In Depth

How much money does the Royal Family have?

Prince Harry and Meghan Markle want to ‘become financially independent’ after breaking away from the monarchy

News that the Duke and Duchess of Sussex are to step down as “senior” royals has reportedly left the Queen “disappointed” and “hurt” - but the family will also be busy working out where that leaves them financially.

According to a post on the Prince Harry and Meghan Markle’s official website, the couple’s lifestyle is currently funded mainly “from income allocated by HRH The Prince of Wales, generated through the Duchy of Cornwall” - part of the royal estate of land, agriculture, property and commercial interests.

The website says that 5% of their income also comes from the Sovereign Grant, public cash paid to Royals with official duties. But just how much money does the Royal Family have - and what are the financial implications of Harry and Meghan’s plan to withdraw from royal life and “work to become financially independent”?

How much money does the family have?

Forbes magazine reports the Queen has an estimated personal net worth of about £380m ($500m).

But that is nothing compared to the net worth of the Royal Family and Crown Estate combined -with business consultancy Brand Finance valuing the Royal Family at £67.5bn in 2017.

The monarchy’s tangible assets - which include the Crown Estate, the duchies of Lancaster and Cornwall, and the Royal Collection, including the Crown Jewels – account for £25.5bn of that total.

However, most of the family’s value is tied to the Royals’ positions and is not personal wealth. As such, the Queen is not ranked among the world’s billionaires.

What is the Sovereign Grant?

According to the gov.uk website, the Sovereign Grant “sets the single grant supporting the monarch’s official business, enabling the Queen to discharge her duties as head of state”.

This cash covers central central staffing costs and expenses from the monarch’s official households, including official receptions, investitures and garden parties.

The grant also meets the cost of maintenance of the Royal Palaces in England, and of travel and royal engagements and visits.

The annual payout amounts to 25% of the revenue that the Queen surrendered from the Crown Estate to the government two years before. In 2017-18, the Queen surrendered £329.4m, so the Sovereign Grant for 2019-20 was £82.4m.

Although the Duke and Duchess of Sussex say the Sovereign Grant accounts for just 5% of their current income, it also covers additional expenses.
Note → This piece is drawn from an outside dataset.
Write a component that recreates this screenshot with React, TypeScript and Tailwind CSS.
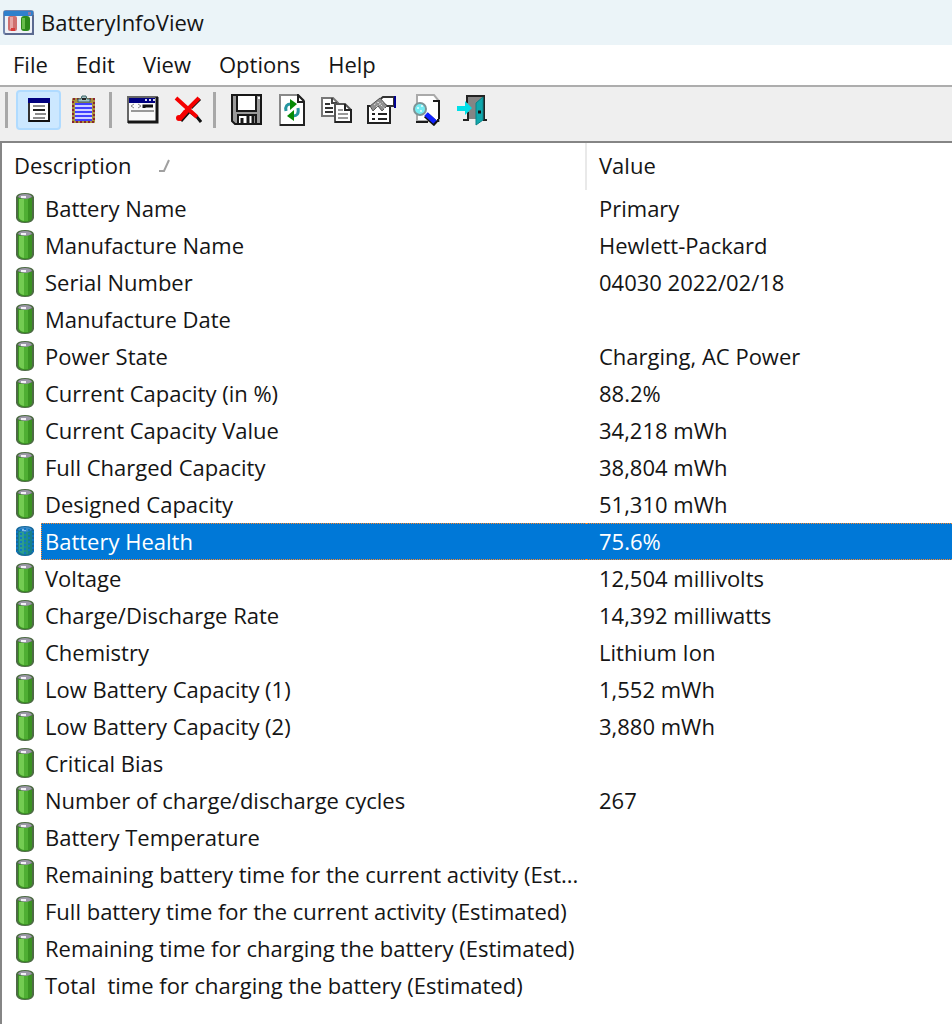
import React, { useState } from 'react';

const icon = 'block shrink-0';

const AppIcon = () => (
  <svg className={icon} width="32" height="26" viewBox="0 0 32 26">
    <rect x="1" y="1" width="29" height="23" rx="2" fill="#eef1f7" stroke="#7386ad" strokeWidth="2" />
    <path d="M1 1h29v5H1z" fill="#2f80cc" />
    <path d="M25 2h3v3h-3z" fill="#8a78a4" />
    <path d="M2 24h28V5" fill="none" stroke="#5c6a90" strokeWidth="2" />
    <rect x="5" y="6" width="9" height="15" rx="2" fill="#cf7070" />
    <rect x="7" y="7" width="3" height="12" fill="#e6a5a5" />
    <path d="M8 18h4v3H8z" fill="#d83a3a" />
    <rect x="18" y="6" width="9" height="15" rx="3" fill="#2c8a1b" />
    <rect x="19" y="8" width="3" height="11" fill="#68bd4c" />
  </svg>
);

const DetailsIcon = () => (
  <svg className={icon} width="24" height="26" viewBox="0 0 24 26">
    <rect x="2" y="2" width="20" height="22" fill="#fff" stroke="#333" strokeWidth="2" />
    <path d="M1 1h22v5H1z" fill="#000080" />
    <path d="M2 24h20V6" fill="none" stroke="#111" strokeWidth="2" />
    <path d="M6 9h12M8 17h11M6 21h12" stroke="#8c8c8c" strokeWidth="2" />
    <path d="M6 13h12" stroke="#222" strokeWidth="2" />
  </svg>
);

const ClipboardIcon = () => (
  <svg className={icon} width="26" height="30" viewBox="0 0 26 30">
    <rect x="1" y="3" width="23" height="25" rx="1" fill="#a8923c" />
    <rect x="2" y="4" width="21" height="23" fill="none" stroke="#8a2530" strokeWidth="2" strokeDasharray="2 2" />
    <rect x="4" y="8" width="17" height="17" fill="#d0d4ff" />
    <path d="M4 9h17M4 13h17M4 17h17M4 21h17M4 25h17" stroke="#4040ff" strokeWidth="2" />
    <path d="M7 7V4h3l1-3h4l1 3h3v3z" fill="#a4c4c4" stroke="#3d6568" />
    <path d="M11 4h4" stroke="#222" strokeWidth="2" />
  </svg>
);

const WindowIcon = () => (
  <svg className={icon} width="32" height="28" viewBox="0 0 32 28">
    <rect x="1" y="1" width="29" height="25" fill="#fafafa" stroke="#666" strokeWidth="2" />
    <path d="M1 26h29V1" fill="none" stroke="#161616" strokeWidth="3" />
    <path d="M2 2h26v5H2z" fill="#000080" />
    <path d="M18 4h2M22 4h2M26 4h2" stroke="#d8d8f0" strokeWidth="2" />
    <path d="M7 8l-3 2 3 2M11 8l3 2-3 2" fill="none" stroke="#888" strokeWidth="1" />
    <path d="M17 12v-2h9" fill="none" stroke="#111" strokeWidth="3" />
    <path d="M4 15h23" stroke="#999" strokeWidth="2" />
  </svg>
);

const DeleteIcon = () => (
  <svg className={icon} width="28" height="28" viewBox="0 0 28 28">
    <path d="M7 25l8-9M17 12L26 3M15 15l8 6 4 5" fill="none" stroke="#111" strokeWidth="3" />
    <path d="M2 2l11 10 10 9" fill="none" stroke="#f50000" strokeWidth="4" />
    <path d="M25 2L14 13 5 23" fill="none" stroke="#f50000" strokeWidth="4" />
    <path d="M10 14l5 2-8 9-4-2z" fill="#f50000" />
    <circle cx="5" cy="22" r="3" fill="#f50000" />
  </svg>
);

const SaveIcon = () => (
  <svg className={icon} width="32" height="32" viewBox="0 0 32 32">
    <path d="M1 1h29v29H4l-3-3z" fill="#9a9a9a" stroke="#181818" strokeWidth="2" />
    <path d="M6 1h19v16H6z" fill="#fff" stroke="#181818" strokeWidth="2" />
    <path d="M7 21h18v9H7z" fill="#fff" stroke="#181818" strokeWidth="2" />
    <path d="M11 24v6M17 22v8M22 22v8" stroke="#181818" strokeWidth="3" />
    <path d="M27 4h2" stroke="#fff" strokeWidth="2" />
  </svg>
);

const RefreshIcon = () => (
  <svg className={icon} width="26" height="32" viewBox="0 0 26 32">
    <path d="M1 1h18l6 6v24H1z" fill="#fff" stroke="#888" strokeWidth="2" />
    <path d="M1 31h24V8h-6V1l6 6" fill="none" stroke="#222" strokeWidth="2" />
    <path d="M7 17c-1-5 1-7 5-7M19 14c1 6-1 8-5 8" fill="none" stroke="#2495a0" strokeWidth="3" />
    <path d="M11 5l7 5-7 6z" fill="#058a05" />
    <path d="M15 16v11l-7-5z" fill="#058a05" />
  </svg>
);

const CopyIcon = () => (
  <svg className={icon} width="32" height="26" viewBox="0 0 32 26">
    <path d="M1 1h11l5 5v13H1z" fill="#fff" stroke="#777" strokeWidth="2" />
    <path d="M11 1v5h5" fill="none" stroke="#444" strokeWidth="2" />
    <path d="M4 7h5M4 11h8M4 15h8" stroke="#333" strokeWidth="2" />
    <path d="M14 7h10l6 6v12H14z" fill="#fff" stroke="#555" strokeWidth="2" />
    <path d="M14 25h16V13h-6V7" fill="none" stroke="#222" strokeWidth="2" />
    <path d="M17 13h5M17 17h10M17 21h10" stroke="#999" strokeWidth="2" />
  </svg>
);

const PropertiesIcon = () => (
  <svg className={icon} width="32" height="30" viewBox="0 0 32 30">
    <path d="M2 11h22v17H2z" fill="#fff" stroke="#222" strokeWidth="2" />
    <path d="M6 19h3M6 24h3M12 19h9M12 24h9" stroke="#222" strokeWidth="2" />
    <path d="M12 6l5-4h11v9h-7l-5-3z" fill="#fff" stroke="#333" strokeWidth="2" />
    <path d="M4 11l5-4 5-4 7 8-5 5-4-5-5 5z" fill="#909090" stroke="#555" />
    <path d="M8 10l4-3M12 7l7 7M10 12l7-5" stroke="#ddd" strokeDasharray="2 2" />
    <path d="M29 1v12" stroke="#000090" strokeWidth="2" />
  </svg>
);

const FindIcon = () => (
  <svg className={icon} width="30" height="32" viewBox="0 0 30 32">
    <path d="M5 1h17l5 6v20H5z" fill="#fff" stroke="#aaa" strokeWidth="2" />
    <path d="M21 7h6v18" fill="none" stroke="#1a1a1a" strokeWidth="2" />
    <path d="M4 28h12M26 25v3" stroke="#1a1a1a" strokeWidth="2" />
    <circle cx="8" cy="15" r="6" fill="#74ecf2" stroke="#7d9496" strokeWidth="2" />
    <path d="M5 14h2M9 12h2M8 17h2" stroke="#c8fbff" strokeWidth="2" />
    <path d="M14 21l10 9" stroke="#111" strokeWidth="6" />
    <path d="M14 20l9 8" stroke="#1022ff" strokeWidth="5" />
  </svg>
);

const ExitIcon = () => (
  <svg className={icon} width="32" height="32" viewBox="0 0 32 32">
    <path d="M11 2h16v23H11z" fill="#858585" />
    <path d="M7 26h5V18M11 9V2h17v24h3" fill="none" stroke="#222" strokeWidth="2" />
    <path d="M20 9l7-6v23l-7 5z" fill="#11a8ad" stroke="#0c8388" />
    <path d="M22 18h3" stroke="#111" strokeWidth="3" />
    <path d="M1 12h8V7l7 7-7 7v-4H1z" fill="#00dfe8" />
  </svg>
);

const BatteryIcon = ({ selected }: { selected: boolean }) => (
  <svg className={icon} width="20" height="32" viewBox="0 0 20 32">
    <path d="M1 5q1-4 9-4t9 4v21q-1 5-9 5t-9-5z" fill={selected ? '#14689c' : '#4d6b44'} />
    <path d="M3 6h14v20q-1 4-7 4t-7-4z" fill={selected ? '#17808a' : '#3a9322'} />
    <path d="M4 7h5v22q-5-1-5-4z" fill={selected ? '#2c9c90' : '#74cc52'} />
    <path d="M9 7h4v22H9z" fill={selected ? '#1f8f88' : '#4fae33'} />
    <path d="M3 5q1-3 7-3t7 3q-7 4-14 0z" fill={selected ? '#3a8ac8' : '#9c98a8'} />
    <path d="M6 4h5v2H6z" fill={selected ? '#7db8e2' : '#f2f0f6'} />
    {selected && (
      <path d="M2 6v21M6 4v24M10 3v26M14 4v24M18 6v21" stroke="#0f78c4" strokeWidth="2" strokeDasharray="2 2" />
    )}
  </svg>
);

const menus = ['File', 'Edit', 'View', 'Options', 'Help'];

const toolGroups = [
  [
    { label: 'Battery Information', Icon: DetailsIcon },
    { label: 'Battery Log', Icon: ClipboardIcon },
  ],
  [
    { label: 'Choose Columns', Icon: WindowIcon },
    { label: 'Clear Log', Icon: DeleteIcon },
  ],
  [
    { label: 'Save', Icon: SaveIcon },
    { label: 'Refresh', Icon: RefreshIcon },
    { label: 'Copy', Icon: CopyIcon },
    { label: 'Properties', Icon: PropertiesIcon },
    { label: 'Find', Icon: FindIcon },
    { label: 'Exit', Icon: ExitIcon },
  ],
];

const rows = [
  { name: 'Battery Name', value: 'Primary' },
  { name: 'Manufacture Name', value: 'Hewlett-Packard' },
  { name: 'Serial Number', value: '04030 2022/02/18' },
  { name: 'Manufacture Date', value: '' },
  { name: 'Power State', value: 'Charging, AC Power' },
  { name: 'Current Capacity (in %)', value: '88.2%' },
  { name: 'Current Capacity Value', value: '34,218 mWh' },
  { name: 'Full Charged Capacity', value: '38,804 mWh' },
  { name: 'Designed Capacity', value: '51,310 mWh' },
  { name: 'Battery Health', value: '75.6%' },
  { name: 'Voltage', value: '12,504 millivolts' },
  { name: 'Charge/Discharge Rate', value: '14,392 milliwatts' },
  { name: 'Chemistry', value: 'Lithium Ion' },
  { name: 'Low Battery Capacity (1)', value: '1,552 mWh' },
  { name: 'Low Battery Capacity (2)', value: '3,880 mWh' },
  { name: 'Critical Bias', value: '' },
  { name: 'Number of charge/discharge cycles', value: '267' },
  { name: 'Battery Temperature', value: '' },
  { name: 'Remaining battery time for the current activity (Est...', value: '' },
  { name: 'Full battery time for the current activity (Estimated)', value: '' },
  { name: 'Remaining time for charging the battery (Estimated)', value: '' },
  { name: 'Total  time for charging the battery (Estimated)', value: '' },
];

const App: React.FC = () => {
  const [selected, setSelected] = useState('Battery Health');
  const [activeTool, setActiveTool] = useState('Battery Information');

  return (
    <div className="flex min-h-screen flex-col bg-white font-['Open_Sans','Noto_Sans',sans-serif] text-[22px] text-[#151515]">
      <header className="flex h-[45px] items-center gap-1.5 bg-[#ebf4f8] pl-[3px]">
        <AppIcon />
        <h1>BatteryInfoView</h1>
      </header>

      <nav className="flex h-10 items-center gap-7 pb-0.5 pl-[13px]">
        {menus.map((menu) => (
          <button key={menu}>{menu}</button>
        ))}
      </nav>

      <div className="flex h-14 items-center border-t-2 border-[#adadad] bg-[#efefef] pb-2 pl-0.5">
        {toolGroups.map((group, i) => (
          <div key={i} className="flex items-center">
            <div className="mr-2 ml-[3px] h-9 w-[3px] bg-[#a8a8a8]" />
            {group.map(({ label, Icon }) => (
              <button
                key={label}
                aria-label={label}
                onClick={i === 0 ? () => setActiveTool(label) : undefined}
                className={`flex h-10 w-[45px] items-center justify-center rounded border-2 ${
                  label === activeTool ? 'border-[#b0dbff] bg-[#cce8ff]' : 'border-transparent'
                }`}
              >
                <Icon />
              </button>
            ))}
          </div>
        ))}
      </div>

      <main className="flex-1 border-t-2 border-l-2 border-[#858585]">
        <table className="w-full table-fixed border-collapse text-left">
          <thead>
            <tr className="h-[47px]">
              <th className="w-[584px] border-r-2 border-[#e9e9e9] p-0 pb-0.5 pl-3 font-normal">
                <button className="flex items-center gap-7">
                  Description
                  <svg width="12" height="14" viewBox="0 0 12 14">
                    <path d="M0 12h5l5-11" fill="none" stroke="#a0a0a0" strokeWidth="2" />
                  </svg>
                </button>
              </th>
              <th className="p-0 pb-0.5 pl-3 font-normal">Value</th>
            </tr>
          </thead>
          <tbody>
            {rows.map(({ name, value }) => {
              const active = name === selected;
              return (
                <tr key={name} onClick={() => setSelected(name)} className="h-[37px] cursor-default">
                  <td className="p-0 pl-[13px]">
                    <div className="flex items-center gap-1.5">
                      <div className="pb-0.5">
                        <BatteryIcon selected={active} />
                      </div>
                      <span
                        className={`flex h-[37px] flex-1 items-center border border-r-0 pl-[3px] whitespace-pre ${
                          active ? 'border-dotted border-[#ff8728] bg-[#0078d7] text-white' : 'border-transparent'
                        }`}
                      >
                        {name}
                      </span>
                    </div>
                  </td>
                  <td className="p-0">
                    <span
                      className={`flex h-[37px] items-center border-y pl-[13px] ${
                        active ? 'border-dotted border-[#ff8728] bg-[#0078d7] text-white' : 'border-transparent'
                      }`}
                    >
                      {value}
                    </span>
                  </td>
                </tr>
              );
            })}
          </tbody>
        </table>
      </main>
    </div>
  );
};

export default App;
Last year, the grant met the £2.4m cost of renovating the couple’s Windsor home, Frogmore Cottage, which is owned by the Queen.

When it comes to the cash handed over by the public, the Royal Family now cost each UK taxpayer the equivalent of 69p per head per year, according to Vanity Fair

In terms of returns, The Sun reports that the Royals generates an estimated £1.8bn year in tourism revenues for Britain. 

Will Harry and Meghan become independent?

The desire to go it alone financially is said to have been central to Harry and Meghan’s decision to step back from their role as senior royals.

According to their official website, “under the current structure and financing arrangements, they are prohibited from earning any income in any form”, but hope to have “the future financial autonomy to work externally”.

The couple are keen to point out the “public funding has never been used, nor would it ever be used for private expenditure by the Duke and Duchess of Sussex” - suggesting that they do not consider the 95% of their income that comes via Prince Charles’ Royal Estate earnings as being public money.

However, royal aides have cast doubt on their claim that the percentage of their income covered by the Sovereign Grant is only 5%, suggesting that the true amount is is “significantly higher”, reports The Times

The newspaper says palace officials have raised concerns about the couple’s grasp of finances, amid warnings that the Sussexes could lose all their income - and their home - if a deal can’t be reached over their future ties to the monarchy.

If Harry and Meghan are to become independent, they will lose the Sovereign Grant. They might also lose all or some of the income they receive from Prince Charles. 

And the couple could have to pay rent to continue living at Frogmore Cottage, the upkeep of which is paid for by the Sovereign Grant.